4D BIM combined with AI scheduling creates a genuine digital twin of the construction process. Project teams can simulate proposed schedule changes to see how they affect space utilization on site, trade sequencing, and logistics flows. They can compare the as-built 3D model (generated from drone or LiDAR scans) to the as-planned BIM model to automatically detect and quantify physical progress. These capabilities reduce the time and cost of schedule updating while simultaneously improving the accuracy of progress measurement.

Key Takeaways

  • CPM scheduling is deterministic and cannot adequately model the probabilistic nature of construction project uncertainty.
  • AI scheduling uses machine learning to generate probabilistic duration distributions, enabling Monte Carlo simulation of entire project schedules.
  • Continuous real-time data ingestion and automated alert systems allow project teams to detect and respond to developing schedule risks days or weeks earlier than traditional methods.
  • AI resource optimization can level labor demand, reduce crew interference, and improve material procurement planning.
  • Integration with BIM enables 4D simulation and digital twin capabilities that dramatically improve schedule accuracy and project visibility.

Conclusion

AI construction scheduling is not a replacement for experienced project controls professionals.

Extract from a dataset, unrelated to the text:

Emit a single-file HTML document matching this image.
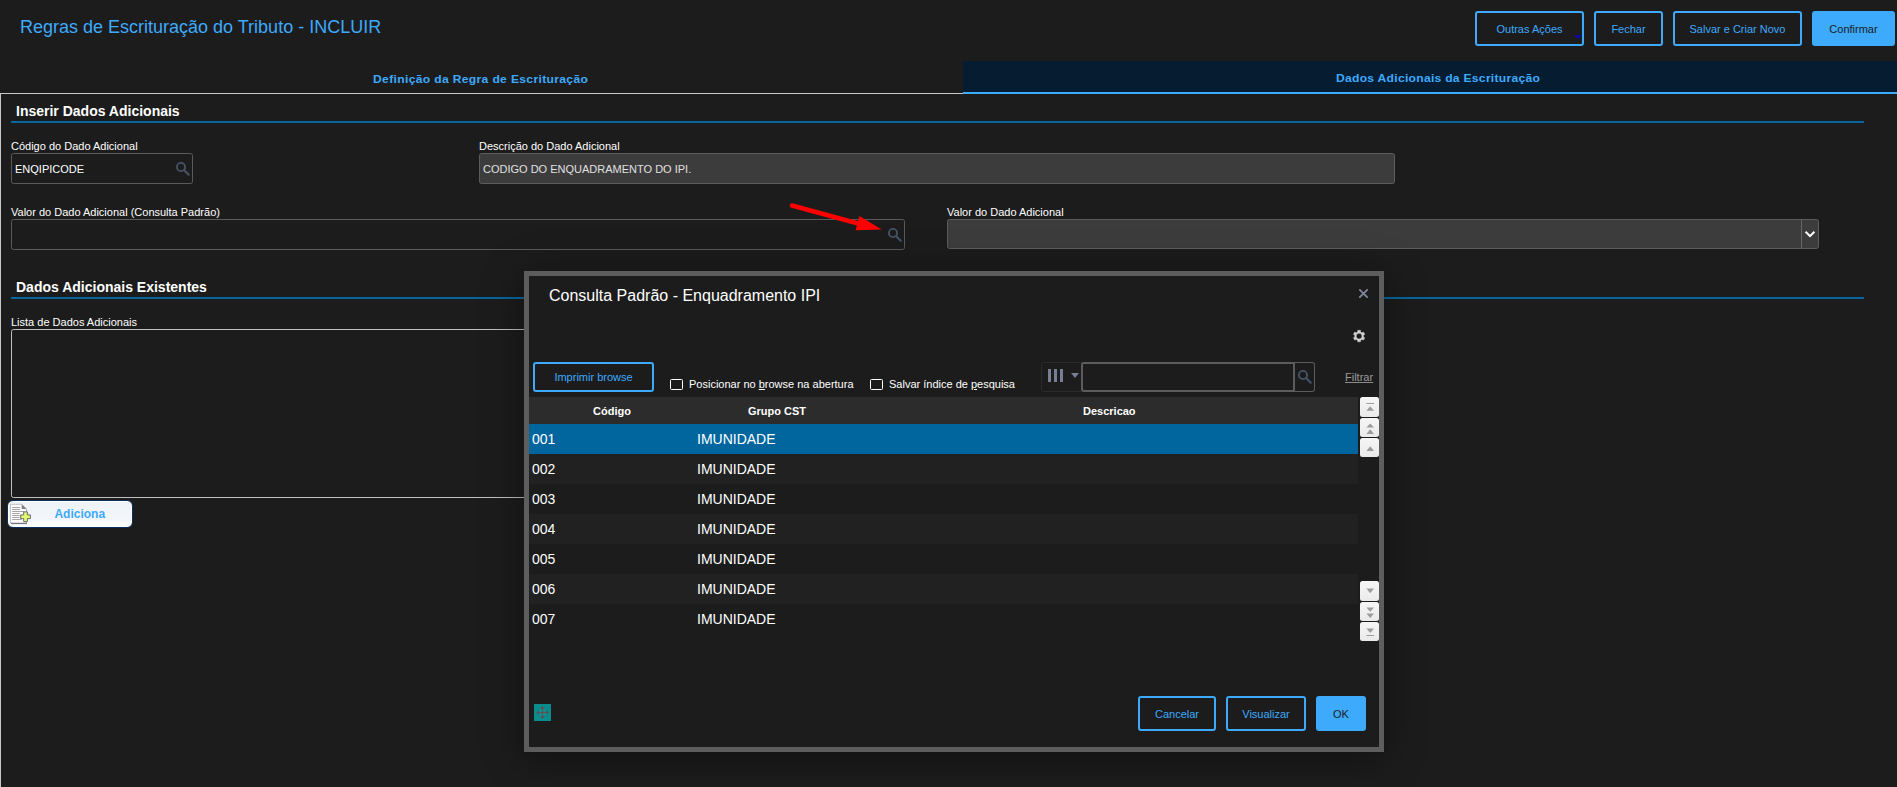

It is a force multiplier that gives those professionals better data, faster insights, and more powerful analytical tools. The schedulers, project managers, and superintendents who learn to work with AI-powered scheduling systems will be dramatically more effective than those who rely on CPM alone. For the construction industry as a whole, the widespread adoption of AI scheduling is one of the most promising paths to the productivity improvements and cost certainty that owners, contractors, and communities have long been waiting for.